Questa è la normalità. Purtroppo, a volte, capita anche di peggio. Per queste cose abbiamo il quarto occhio e la protezione di una stella che non è mai visibile ed emana influssi benefici per noi maestre. Gli abbiamo assegnato il nome di “Sfiga” e ci protegge dalle denunce dei genitori per mancata vigilanza e dalle contestazioni dei dirigenti per la stessa ragione. Quando è visibile sono guai. Per questo motivo quando accade un incidente in classe a qualche bambino, si dice che è stato per “Colpa della Sfiga”. 

La prima giornata: tranquilla e faticosa

Mi sono preparata per tempo e con più cura. Arrivano i genitori e noi maestre, tutte, vogliamo dare un’immagine efficiente, serena e piacevole (sia perché ci piace il nostro lavoro, sia perché se non siamo brave e disponibili, l’anno prossimo, i genitori iscrivono i bambini in altre scuole e noi perdiamo il posto).

Alle sette e trenta ero già a ricevere bambini e, fino alle 9.15 non ho fatto altro che sollevare pesi di 15/20 chili e parlare con mamme e papà ansiosi e preoccupati. Ho rassicurato tutte e tutti, ma nessuno è venuto a rassicurare me.
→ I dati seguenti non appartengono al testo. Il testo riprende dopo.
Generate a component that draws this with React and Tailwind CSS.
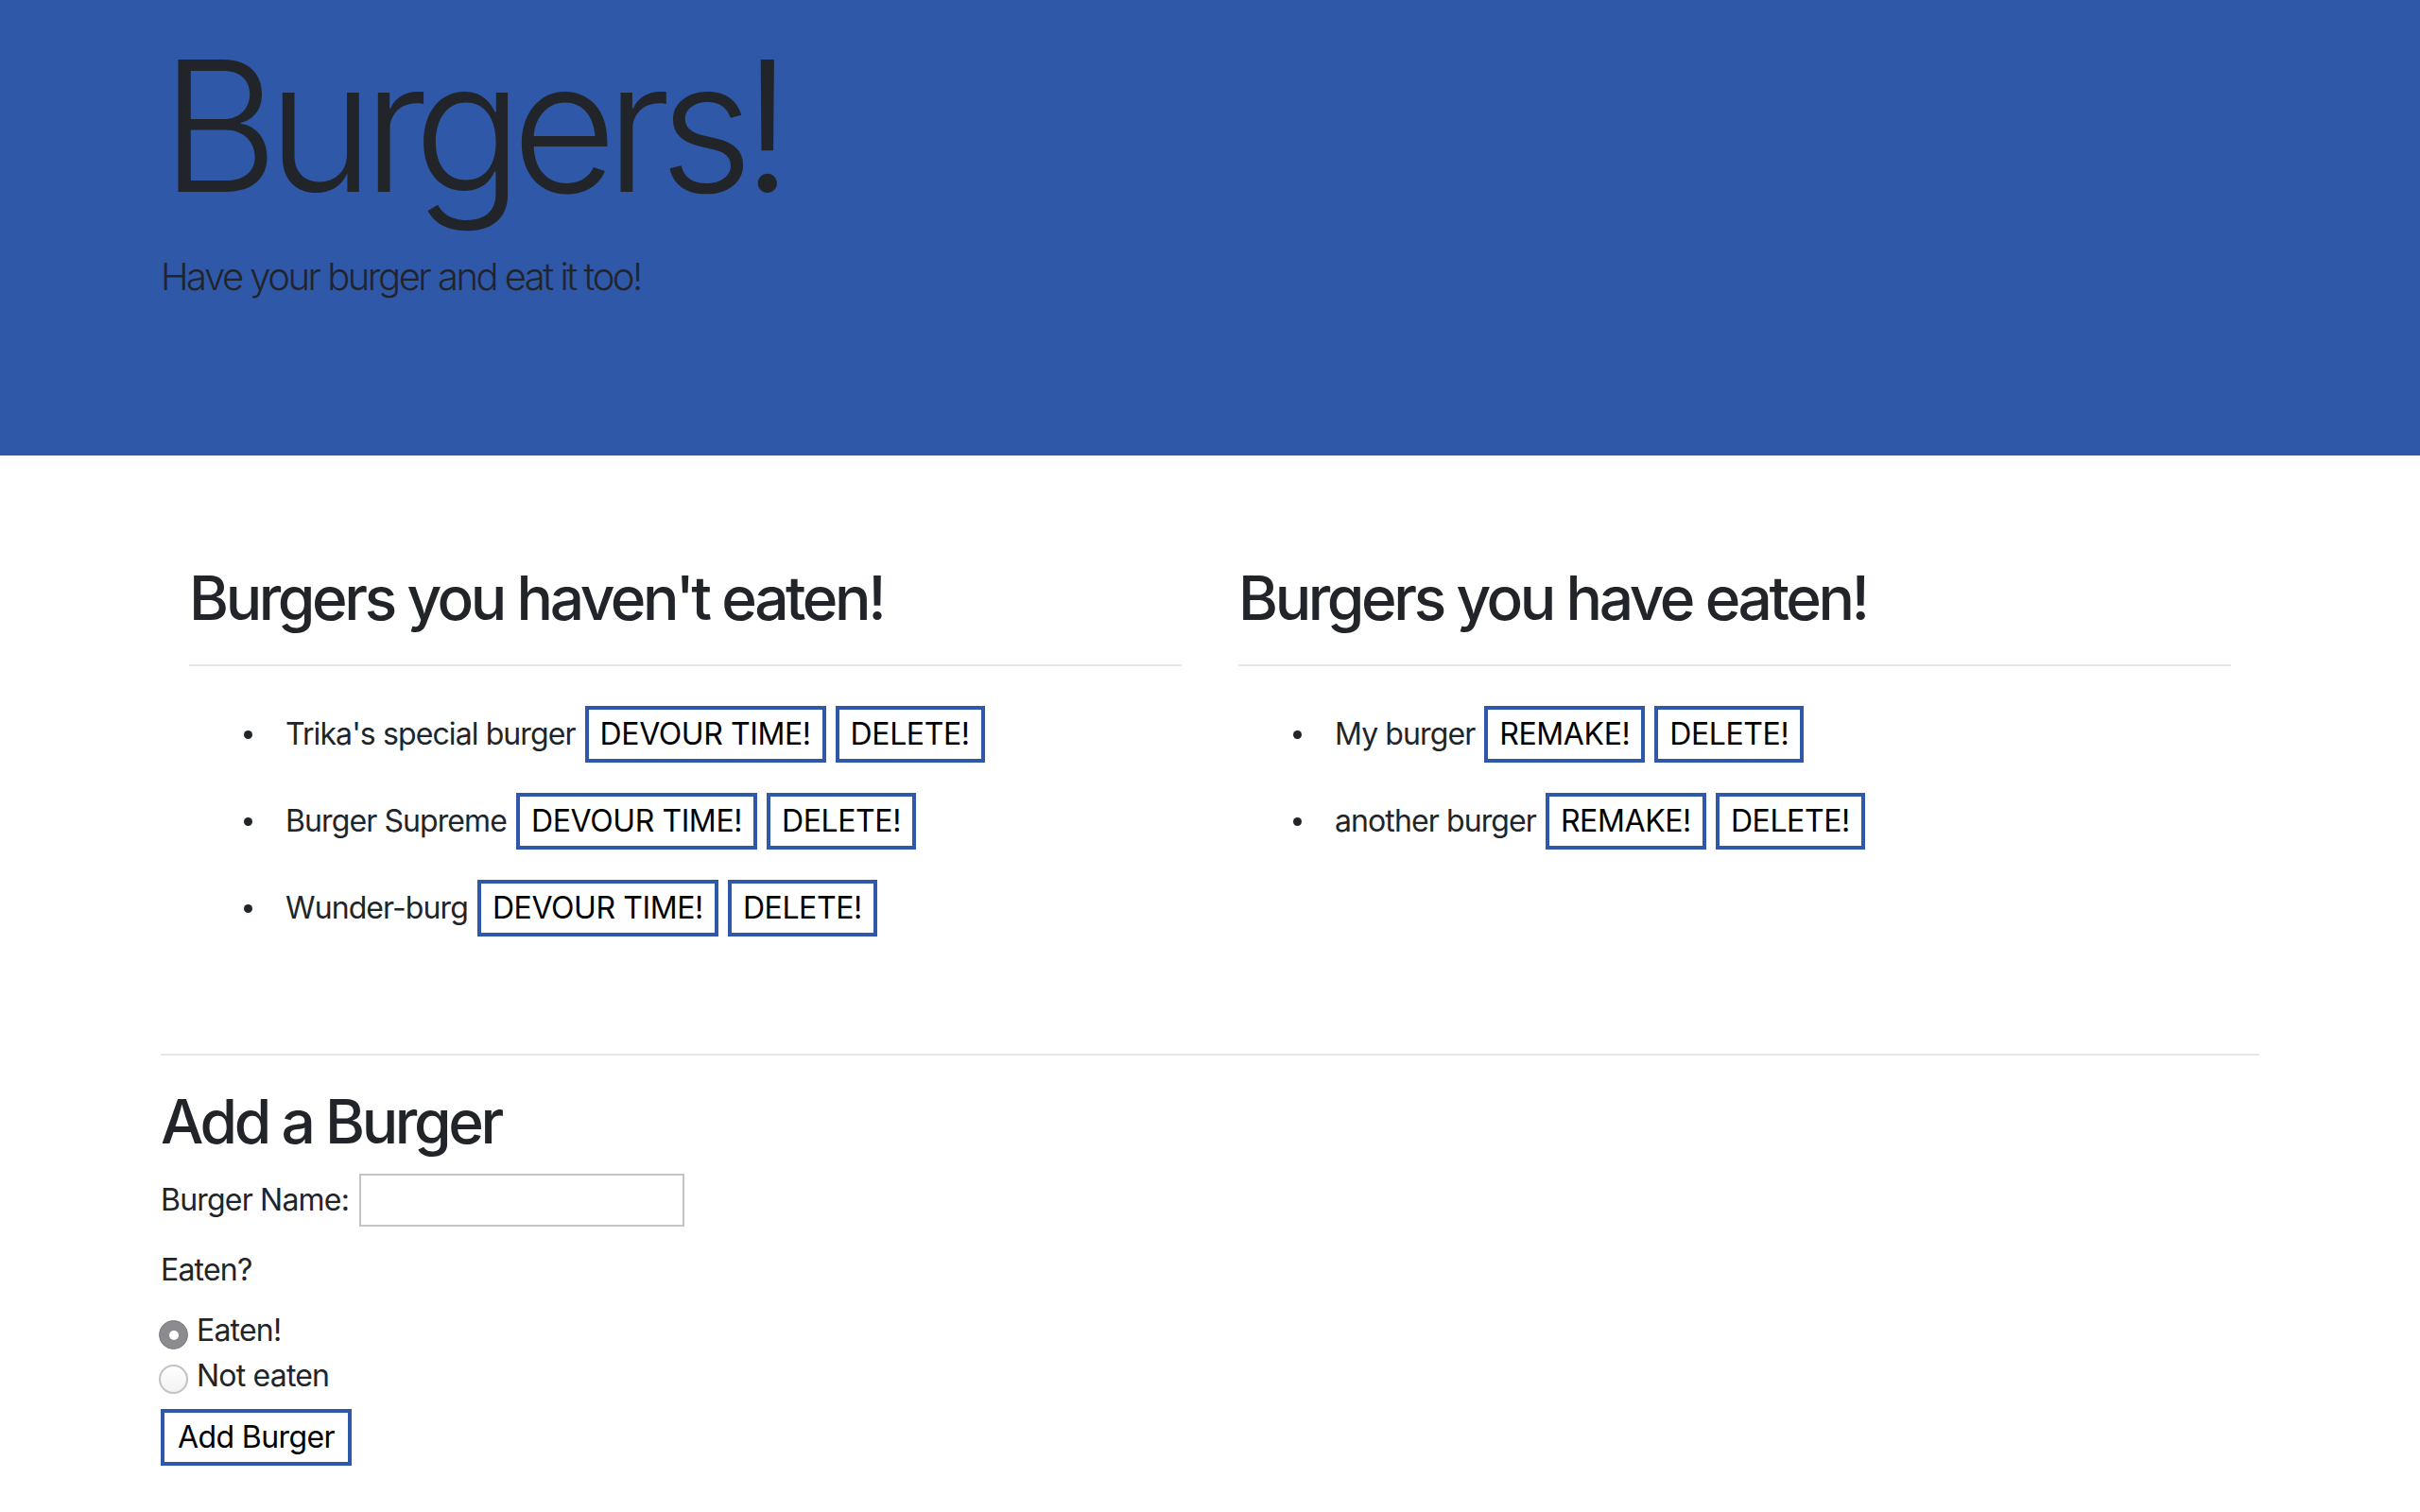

I bambini erano tutti eccitati. Abbiamo trascorso il tempo a parlare delle vacanze e così sono venuta a conoscenza di tante situazioni familiari complesse. È andata come tutti gli anni: urla di gioia dei “grandi”, pianti dei piccoli. Non abbiamo potuto portare i bambini in cortile durante la ricreazione perché pioveva.

La prima giornata è finita

I primi tre giorni di attività educativa, quest’anno, finiranno alle 13, per favorire l’adattamento dei bambini. Ieri, quindi, eravamo due maestre, in compresenza. Alle 13,00 ha suonato, puntuale, la campanella e abbiamo accompagnato i bambini verso l’uscita. I genitori (non tutti purtroppo) aspettavano felici. Alle 13.20 mi restavano da consegnare ancora 5 bambini. Come sempre, nonostante le raccomandazioni, non tutti i genitori arrivano puntuali. Finalmente, alle 13.35 ho riconsegnato tutti, sani e salvi, e mi sono messa in auto un po’ stralunata e con le orecchie tappate. Ho fatto già mezz’ora di lavoro in più che nessuno mi pagherà mai.

Sono andata a recuperare mio figlio che frequenta il secondo anno delle superiori e mi stava aspettando fuori della scuola e ho cercato una farmacia aperta con orario continuato perché avevo bisogno di fare scorta di antinfiammatori. Il mal di schiena è già ritornato. Oggi ho dovuto prenderli in braccio tutti e 26 per salutarli e alcuni più di una volta, domani andrà meglio.

L’anno  scorso ho consumato 16 confezioni di antinfiammatori.  A casa non ce n’è più, l’ultima dose l’avevo ingurgitata il 30 giugno.

Non vedevo l’ora di arrivare a casa e prenderne la mia dose abituale di antinfiammatori. Un po’ di riposo prima di andare a fare la spesa, passare dalla mamma malata, assistita dalla badante immigrata, cui cedo un pezzo del mio stipendio e preparare la cena, prima di portare l’altro figlio in palestra. E’ solo il primo giorno!

Domani, giovedì, sarò sola fino alle 13, come pure venerdì! La mia collega ha chiesto part-time e i prossimi due giorni non è di turno. La parte di posto lasciata libera sarà coperta da una supplente e le nomine le faranno la prossima settimana; nell’attesa la segreteria dell’istituto comprensivo ha già detto che non nominerà il supplente solo per pochi giorni.

Non vedo l’ora che arrivino le vacanze di Natale.